クリープ

 部屋にはベランダがないので洗濯物を干すとなると窓のそばにかかっている2メートルくらいの物干し竿に昼間洗濯物を干して、寒かったり暑かったりしない限り窓を開けておき、ぼく自身は風が直接当たらないベッドのほうで音楽をかけて本を読んだりしている。寝転がって本を読んでそのまま眠り、1時間半くらいして目が覚めると音楽は鳴りやんでいて、少しいやな温まりかたをした体を冷やすためテーブルのほうへ風にあたりにいくと、開けっ放しにしてあったクリープの袋が窓からの風で倒れて、テーブルの上にたぶん6gくらいの白い粉が散乱しているのを見つける。とりあえず今のところは輪ゴムで留めるとして、今ある分を使い切ったら瓶に入ったやつに買い替えるか、容れ物を買ってきてそこに詰めるかしないとなあと思いながら散乱した粉をあつめて捨てる。そういえばこういう挙動は一年くらい前のぼくだったらなんとなくダサくて耐えられなかっただろうなと考える。べつにそのころから今までの自分の変化に感慨深くなるとかそういうことではないと思うんだけど、そういう行動を今のぼくがそうして平然と取っていることは少し変な感じがした。

 履修する講義とか所属するサークルとか固まってきて生活が落ち着いてきてちょっと安心するのだけど、そうすると思ってたほど暇じゃないことが判明してそっちはそっちで混乱がはじまる。具体的には本を読んだりする余裕がない。まあ読むっちゃ読むのだがいまいち面白くない。たぶん小説を読むときにだけ必要な注意力みたいなものが意識に集まってこない。読めないなら読もうとしなければいいんだけど、なんとなく「読まなきゃ」みたいな意識も働いてたりしてうっとうしい。もっと単純に読みたいと思いたい。あーやべえ明日学校行きたくない。

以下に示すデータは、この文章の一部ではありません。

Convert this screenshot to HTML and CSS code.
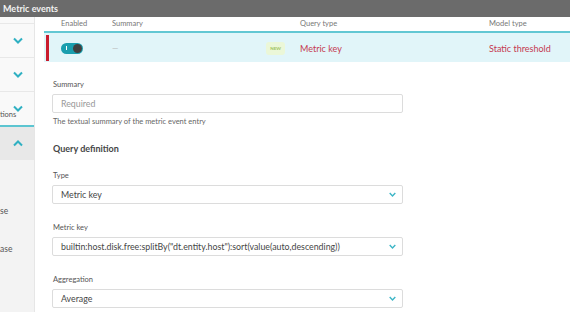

 大学生になったのだなあと、実感できるようになると時々、高校のころの記憶がいわゆる「思い出」としてよみがえってくることがある。まあわかりやすい青春の断片みたいなやつはもちろん一個もないんだけど、一人で部屋にいたときのことや中学のころからの友達と一緒にいたときのことはまあまあのそれらしさで引っ張り出されてくる。そういうのはまあそりゃ気持ちよくはあるんだけど同時に気味悪くもある。根本的にガラじゃないし。「思い出」は思い出している自分の意識であって過去の自分の記憶でも時間でもない。過去の自分に流れた時間というのは今のぼくがただの感傷で干渉するのはおこがましい。うまくまとまっていない考えなので書きづらいけど(だからこそ書いておかないとすぐ忘れてしまうんだけど)、大事なのは「過去にあったこういうこと」とか「その時の自分にとってはなぜか自然だったこういうこと」ということのはずだ。なのに、それを思い出にしたとたん「こういうことを経てある今の自分」がそれらに優先してきてしまうというか。そこが違和感なんじゃないかと思うんだけど。